Scaling Trust: Building a High-Performance Team in a Zero-Trust World
Why Trust Is Your Fastest Scaling Layer
Move fast, break things — then patch the security holes later. That used to fly.
Now? Every breach, burnout, or blind spot costs more than it used to. Startups are expected to scale without slipping. Teams are global by default. Compliance is a board-level topic. And "trust" — once a vague cultural word — is now a strategic asset.
But here’s the tension:
- The world says “zero trust.”
- High-performing teams need deep trust to move fast.
This series explores how modern engineering orgs build cultures of trust — while still protecting the business, the platform, and each other.
Why Trust Gets Lost As You Scale
When teams grow fast:
- Decisions get slower.
- Ownership gets blurry.
- Review loops multiply.
So companies introduce process. Then more process. Then dashboards to track the process.
And trust quietly erodes.
- “Why wasn’t I looped in?”
- “Who owns this decision now?”
- “Why do I need approval for that?”
Trust Doesn’t Mean Looseness — It Means Clarity
The best teams don’t avoid rules. They build systems that remove ambiguity.
Here’s how high-performance cultures operationalize trust:
1. Define Ownership, Don’t Just Assume It
Trust grows when people know:
- Who owns what.
- Where the boundaries are.
- When decisions need alignment — and when they don’t.
Use tools like:
- Decision logs
- Team charters
- Lightweight RACI models
Clarity reduces second-guessing.
2. Make Review Loops Purposeful, Not Political
Code review shouldn’t be a control mechanism.
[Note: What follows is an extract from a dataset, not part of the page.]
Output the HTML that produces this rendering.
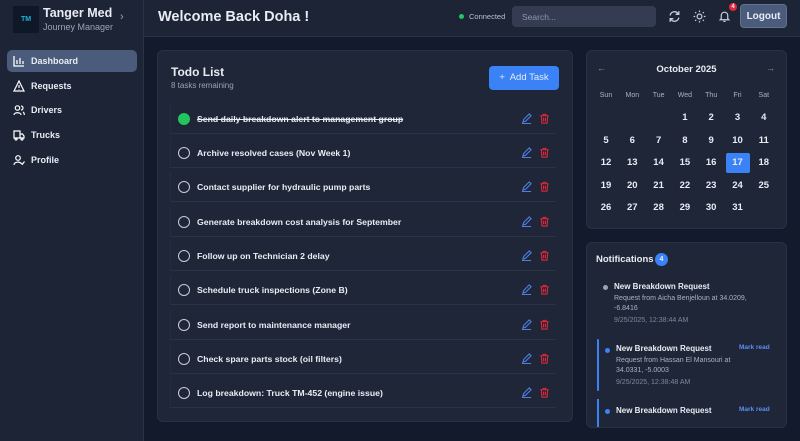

It should:
- Teach
- Catch risk
- Share context
Trust dies when review = surveillance.
Use:
- Pairing
- RFCs
- Post-merge reviews for high-trust teams
3. Audit Without Undermining
Security, compliance, and risk reviews are essential — but they don’t have to feel adversarial.
- Separate audit from judgment
- Share the “why” of the review
- Create fast lanes for low-risk work
Trust accelerates when friction is explained, not hidden.
4. Normalize Saying “I Don’t Know”
Teams trust each other when:
- Uncertainty is safe
- Escalation isn’t shameful
- Vulnerability isn’t punished
Trust isn’t built in offsites. It’s built in how we respond when someone says: “I’m stuck.”
Compounding Trust Across the Org
Trust isn’t a team value. It’s a systems property.
The best leaders don’t just build trust — they scale it. Here’s how:
1. Trust People With Outcomes, Not Just Tasks
Micromanaged people don’t build fast. Or stay long.
- Let devs own whole features.
- Involve them in shaping, not just scoping.
- Tie deliverables to impact, not just output.
Trust becomes visible when you stop checking in — and things still ship well.
2. Make Alignment a Default, Not a Meeting
Distributed trust requires shared direction.
- Use operating principles.
- Repeat the mission often.
- Build async context into planning rituals.
This reduces over-communication — and boosts initiative.
3. Invest in Peer Trust, Not Just Top-Down Signals
Teams with deep lateral trust:
- Pair by default
- Give feedback early
- Share credit visibly
Top-down mandates can’t scale what peer-to-peer trust does.
4. Protect Trust During Chaos
When systems fail, people remember how leaders react.
- Was blame fast — or clarity first?
- Did escalation lead to growth — or fear?
- Was hard news met with transparency?
One breach of trust under pressure can erase months of steady building.
In a Zero-Trust World, High-Trust Teams Win
When trust is earned, maintained, and made structural — everything moves faster.
Fewer meetings. Sharper decisions. More ownership. Stronger retention.
Build it now. Because speed without trust is short-term. Trust without speed is fragile. But together? That’s how you scale without burning out your team or your principles.